Supplied information –
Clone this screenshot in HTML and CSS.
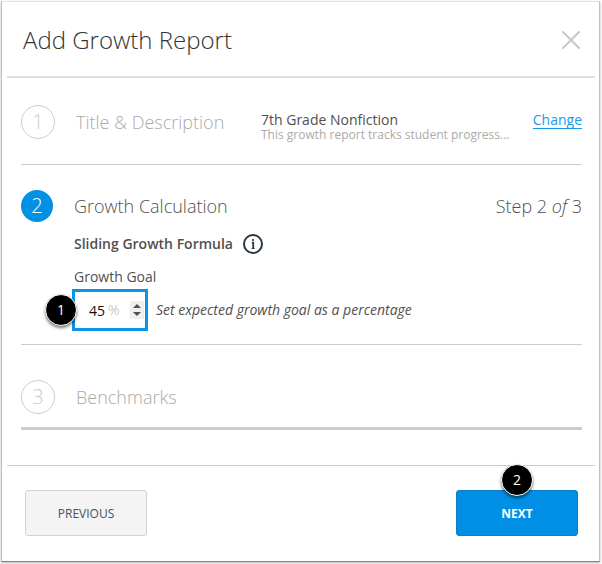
FILE: index.html
```
<!DOCTYPE html>
<html lang="en">
<head>
  <meta charset="UTF-8">
  <meta name="viewport" content="width=device-width, initial-scale=1.0">
  <title>Add Growth Report</title>
  <link rel="stylesheet" href="styles.css">
</head>
<body>
  <div class="dialog">
    <!-- Header -->
    <div class="dialog-header">
      <h1>Add Growth Report</h1>
      <button type="button" class="close-button" aria-label="Close">
        <svg width="20" height="20" viewBox="0 0 20 20" fill="none" stroke="#c8c8c8" stroke-width="2" stroke-linecap="round">
          <path d="M2 2l16 16M18 2L2 18"/>
        </svg>
      </button>
    </div>

    <form class="steps">
      <!-- Step 1 -->
      <div class="step step-closed">
        <span class="step-number">1</span>
        <h2>Title &amp; Description</h2>
        <div class="summary">
          <div class="summary-title">7th Grade Nonfiction</div>
          <div class="summary-text">This growth report tracks student progress...</div>
        </div>
        <a class="change-link" href="#">Change</a>
      </div>

      <!-- Step 2 -->
      <div class="step step-open">
        <span class="step-number active">2</span>
        <div class="step-content">
          <div class="step-heading">
            <h2>Growth Calculation</h2>
            <div class="step-count">Step 2 <em>of</em> 3</div>
          </div>
          <div class="formula">
            <h3>Sliding Growth Formula</h3>
            <button type="button" class="info-button" aria-label="About this formula">
              <svg width="20" height="20" viewBox="0 0 20 20">
                <circle cx="10" cy="10" r="9" fill="none" stroke="#263745" stroke-width="2"/>
                <circle cx="10" cy="6" r="1.1" fill="#263745"/>
                <path d="M8.8 8.7h1.4v5.8" fill="none" stroke="#263745" stroke-width="1.8"/>
                <path d="M8.6 14.5h3" fill="none" stroke="#263745" stroke-width="1"/>
              </svg>
            </button>
          </div>
          <label class="goal-label" for="growthGoal">Growth Goal</label>
          <div class="goal-row">
            <div class="goal-field">
              <input type="number" id="growthGoal" value="45" min="0" max="100">
              <span class="unit">%</span>
              <span class="spinner">
                <button type="button" aria-label="Increase"><svg width="8" height="4" viewBox="0 0 8 4"><path d="M0 4L4 0l4 4z" fill="#505050"/></svg></button>
                <button type="button" aria-label="Decrease"><svg width="8" height="4" viewBox="0 0 8 4"><path d="M0 0l4 4 4-4z" fill="#505050"/></svg></button>
              </span>
              <span class="marker marker-goal">1</span>
            </div>
            <em class="hint">Set expected growth goal as a percentage</em>
          </div>
        </div>
      </div>

      <!-- Step 3 -->
      <div class="step step-closed step-last">
        <span class="step-number">3</span>
        <h2>Benchmarks</h2>
      </div>
    </form>

    <!-- Footer -->
    <div class="dialog-footer">
      <button type="button" class="button">PREVIOUS</button>
      <div class="next">
        <button type="button" class="button button-primary">NEXT</button>
        <span class="marker marker-next">2</span>
      </div>
    </div>
  </div>
</body>
</html>
```

FILE: styles.css
```
* {
  box-sizing: border-box;
}

body {
  margin: 0;
  padding: 1px 2px 2px 1px;
  font-family: "Open Sans", sans-serif;
  font-size: 14px;
  line-height: 20px;
  color: #505050;
  background-color: #fff;
}

h1, h2, h3 {
  margin: 0;
}

button {
  padding: 0;
  border: none;
  background: none;
  font-family: inherit;
  cursor: pointer;
}

svg {
  display: block;
}

.dialog {
  border: 1px solid #c0c0c0;
  border-top-color: #e4e4e4;
  border-bottom-color: #858585;
  box-shadow: 0 1px 2px rgba(0, 0, 0, 0.3);
}

/* Header */
.dialog-header {
  display: flex;
  justify-content: space-between;
  align-items: center;
  height: 76px;
  margin: 0 4px 0 5px;
  padding: 2px 14px 0 16px;
  border-bottom: 2px solid #e0e0e0;
}

.dialog-header h1 {
  font-size: 24px;
  font-weight: 300;
  line-height: 32px;
  color: #333;
}

/* Steps */
.steps {
  padding: 0 17px 0 19px;
}

.step {
  display: flex;
  border-bottom: 1px solid #ccc;
}

.step h2,
.step-count {
  font-size: 18px;
  font-weight: 300;
  line-height: 24px;
}

.step-number {
  display: flex;
  justify-content: center;
  align-items: center;
  flex: none;
  width: 34px;
  height: 34px;
  border: 1px solid #ccc;
  border-radius: 50%;
  font-size: 20px;
  font-weight: 300;
  color: #ccc;
}

.step-number.active {
  width: 32px;
  height: 32px;
  border: none;
  background-color: #0090e4;
  color: #fff;
}

.step-closed {
  align-items: flex-start;
  padding: 27px 0 22px;
}

.step-closed h2 {
  flex: none;
  width: 206px;
  padding: 5px 0 0 21px;
  color: #aaa;
}

.summary {
  flex: 1;
  padding-top: 7px;
}

.summary-title {
  line-height: 16px;
}

.summary-text {
  font-size: 12px;
  line-height: 14px;
  color: #aaa;
}

.change-link {
  margin-top: 6px;
  border-bottom: 1px solid #1a98e8;
  line-height: 17px;
  color: #1a98e8;
  text-decoration: none;
}

.step-open {
  gap: 21px;
  padding: 25px 0 13px;
}

.step-content {
  flex: 1;
}

.step-heading {
  display: flex;
  justify-content: space-between;
  padding-top: 4px;
}

.formula {
  display: flex;
  align-items: center;
  gap: 10px;
  margin-top: 16px;
}

.formula h3 {
  font-size: 14px;
  font-weight: 600;
}

.goal-label {
  display: block;
  margin: 13px 0 2px;
}

.goal-row {
  display: flex;
  align-items: center;
  gap: 8px;
}

.goal-field {
  position: relative;
  display: flex;
  align-items: center;
  width: 76px;
  height: 42px;
  margin-left: -2px;
  padding: 0 1px 0 14px;
  border: 3px solid #0b93e8;
}

.goal-field input {
  width: 19px;
  padding: 0;
  border: none;
  outline: none;
  font-family: inherit;
  font-size: 14px;
  color: #111;
  appearance: textfield;
}

.goal-field input::-webkit-inner-spin-button {
  display: none;
}

.unit {
  color: #ccc;
}

.spinner {
  display: flex;
  flex-direction: column;
  justify-content: center;
  align-items: center;
  gap: 4px;
  width: 14px;
  height: 18px;
  margin-left: auto;
  background-color: #efefef;
}

.hint {
  font-size: 14px;
}

.step-last {
  padding: 35px 0 13px;
  border-bottom: 3px solid #ccc;
}

/* Numbered markers */
.marker {
  position: absolute;
  width: 32px;
  height: 32px;
  border: 1px solid #fff;
  border-radius: 50%;
  background-color: #000;
  box-shadow: 0 2px 3px rgba(0, 0, 0, 0.5);
  font-size: 14px;
  line-height: 30px;
  text-align: center;
  color: #fff;
}

.marker-goal {
  top: 2px;
  left: -30px;
}

.marker-next {
  top: -26px;
  left: 45px;
}

/* Footer */
.dialog-footer {
  display: flex;
  justify-content: space-between;
  margin: 35px 4px 0 5px;
  padding: 24px 17px 25px 18px;
  border-top: 1px solid #ccc;
}

.next {
  position: relative;
}

.button {
  width: 122px;
  height: 46px;
  border: 1px solid #cdd3d6;
  border-radius: 3px;
  background-color: #f4f4f4;
  font-size: 12px;
  color: #44525e;
}

.button-primary {
  border-color: #0a7fc8;
  background-color: #008fe5;
  font-weight: 700;
  color: #fff;
}
```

Short task – Quote in full the listing given above; the images are to be left out.

Completed exercise –
Clone this screenshot in HTML and CSS.
FILE: index.html
```
<!DOCTYPE html>
<html lang="en">
<head>
  <meta charset="UTF-8">
  <meta name="viewport" content="width=device-width, initial-scale=1.0">
  <title>Add Growth Report</title>
  <link rel="stylesheet" href="styles.css">
</head>
<body>
  <div class="dialog">
    <!-- Header -->
    <div class="dialog-header">
      <h1>Add Growth Report</h1>
      <button type="button" class="close-button" aria-label="Close">
        <svg width="20" height="20" viewBox="0 0 20 20" fill="none" stroke="#c8c8c8" stroke-width="2" stroke-linecap="round">
          <path d="M2 2l16 16M18 2L2 18"/>
        </svg>
      </button>
    </div>

    <form class="steps">
      <!-- Step 1 -->
      <div class="step step-closed">
        <span class="step-number">1</span>
        <h2>Title &amp; Description</h2>
        <div class="summary">
          <div class="summary-title">7th Grade Nonfiction</div>
          <div class="summary-text">This growth report tracks student progress...</div>
        </div>
        <a class="change-link" href="#">Change</a>
      </div>

      <!-- Step 2 -->
      <div class="step step-open">
        <span class="step-number active">2</span>
        <div class="step-content">
          <div class="step-heading">
            <h2>Growth Calculation</h2>
            <div class="step-count">Step 2 <em>of</em> 3</div>
          </div>
          <div class="formula">
            <h3>Sliding Growth Formula</h3>
            <button type="button" class="info-button" aria-label="About this formula">
              <svg width="20" height="20" viewBox="0 0 20 20">
                <circle cx="10" cy="10" r="9" fill="none" stroke="#263745" stroke-width="2"/>
                <circle cx="10" cy="6" r="1.1" fill="#263745"/>
                <path d="M8.8 8.7h1.4v5.8" fill="none" stroke="#263745" stroke-width="1.8"/>
                <path d="M8.6 14.5h3" fill="none" stroke="#263745" stroke-width="1"/>
              </svg>
            </button>
          </div>
          <label class="goal-label" for="growthGoal">Growth Goal</label>
          <div class="goal-row">
            <div class="goal-field">
              <input type="number" id="growthGoal" value="45" min="0" max="100">
              <span class="unit">%</span>
              <span class="spinner">
                <button type="button" aria-label="Increase"><svg width="8" height="4" viewBox="0 0 8 4"><path d="M0 4L4 0l4 4z" fill="#505050"/></svg></button>
                <button type="button" aria-label="Decrease"><svg width="8" height="4" viewBox="0 0 8 4"><path d="M0 0l4 4 4-4z" fill="#505050"/></svg></button>
              </span>
              <span class="marker marker-goal">1</span>
            </div>
            <em class="hint">Set expected growth goal as a percentage</em>
          </div>
        </div>
      </div>

      <!-- Step 3 -->
      <div class="step step-closed step-last">
        <span class="step-number">3</span>
        <h2>Benchmarks</h2>
      </div>
    </form>

    <!-- Footer -->
    <div class="dialog-footer">
      <button type="button" class="button">PREVIOUS</button>
      <div class="next">
        <button type="button" class="button button-primary">NEXT</button>
        <span class="marker marker-next">2</span>
      </div>
    </div>
  </div>
</body>
</html>
```

FILE: styles.css
```
* {
  box-sizing: border-box;
}

body {
  margin: 0;
  padding: 1px 2px 2px 1px;
  font-family: "Open Sans", sans-serif;
  font-size: 14px;
  line-height: 20px;
  color: #505050;
  background-color: #fff;
}

h1, h2, h3 {
  margin: 0;
}

button {
  padding: 0;
  border: none;
  background: none;
  font-family: inherit;
  cursor: pointer;
}

svg {
  display: block;
}

.dialog {
  border: 1px solid #c0c0c0;
  border-top-color: #e4e4e4;
  border-bottom-color: #858585;
  box-shadow: 0 1px 2px rgba(0, 0, 0, 0.3);
}

/* Header */
.dialog-header {
  display: flex;
  justify-content: space-between;
  align-items: center;
  height: 76px;
  margin: 0 4px 0 5px;
  padding: 2px 14px 0 16px;
  border-bottom: 2px solid #e0e0e0;
}

.dialog-header h1 {
  font-size: 24px;
  font-weight: 300;
  line-height: 32px;
  color: #333;
}

/* Steps */
.steps {
  padding: 0 17px 0 19px;
}

.step {
  display: flex;
  border-bottom: 1px solid #ccc;
}

.step h2,
.step-count {
  font-size: 18px;
  font-weight: 300;
  line-height: 24px;
}

.step-number {
  display: flex;
  justify-content: center;
  align-items: center;
  flex: none;
  width: 34px;
  height: 34px;
  border: 1px solid #ccc;
  border-radius: 50%;
  font-size: 20px;
  font-weight: 300;
  color: #ccc;
}

.step-number.active {
  width: 32px;
  height: 32px;
  border: none;
  background-color: #0090e4;
  color: #fff;
}

.step-closed {
  align-items: flex-start;
  padding: 27px 0 22px;
}

.step-closed h2 {
  flex: none;
  width: 206px;
  padding: 5px 0 0 21px;
  color: #aaa;
}

.summary {
  flex: 1;
  padding-top: 7px;
}

.summary-title {
  line-height: 16px;
}

.summary-text {
  font-size: 12px;
  line-height: 14px;
  color: #aaa;
}

.change-link {
  margin-top: 6px;
  border-bottom: 1px solid #1a98e8;
  line-height: 17px;
  color: #1a98e8;
  text-decoration: none;
}

.step-open {
  gap: 21px;
  padding: 25px 0 13px;
}

.step-content {
  flex: 1;
}

.step-heading {
  display: flex;
  justify-content: space-between;
  padding-top: 4px;
}

.formula {
  display: flex;
  align-items: center;
  gap: 10px;
  margin-top: 16px;
}

.formula h3 {
  font-size: 14px;
  font-weight: 600;
}

.goal-label {
  display: block;
  margin: 13px 0 2px;
}

.goal-row {
  display: flex;
  align-items: center;
  gap: 8px;
}

.goal-field {
  position: relative;
  display: flex;
  align-items: center;
  width: 76px;
  height: 42px;
  margin-left: -2px;
  padding: 0 1px 0 14px;
  border: 3px solid #0b93e8;
}

.goal-field input {
  width: 19px;
  padding: 0;
  border: none;
  outline: none;
  font-family: inherit;
  font-size: 14px;
  color: #111;
  appearance: textfield;
}

.goal-field input::-webkit-inner-spin-button {
  display: none;
}

.unit {
  color: #ccc;
}

.spinner {
  display: flex;
  flex-direction: column;
  justify-content: center;
  align-items: center;
  gap: 4px;
  width: 14px;
  height: 18px;
  margin-left: auto;
  background-color: #efefef;
}

.hint {
  font-size: 14px;
}

.step-last {
  padding: 35px 0 13px;
  border-bottom: 3px solid #ccc;
}

/* Numbered markers */
.marker {
  position: absolute;
  width: 32px;
  height: 32px;
  border: 1px solid #fff;
  border-radius: 50%;
  background-color: #000;
  box-shadow: 0 2px 3px rgba(0, 0, 0, 0.5);
  font-size: 14px;
  line-height: 30px;
  text-align: center;
  color: #fff;
}

.marker-goal {
  top: 2px;
  left: -30px;
}

.marker-next {
  top: -26px;
  left: 45px;
}

/* Footer */
.dialog-footer {
  display: flex;
  justify-content: space-between;
  margin: 35px 4px 0 5px;
  padding: 24px 17px 25px 18px;
  border-top: 1px solid #ccc;
}

.next {
  position: relative;
}

.button {
  width: 122px;
  height: 46px;
  border: 1px solid #cdd3d6;
  border-radius: 3px;
  background-color: #f4f4f4;
  font-size: 12px;
  color: #44525e;
}

.button-primary {
  border-color: #0a7fc8;
  background-color: #008fe5;
  font-weight: 700;
  color: #fff;
}
```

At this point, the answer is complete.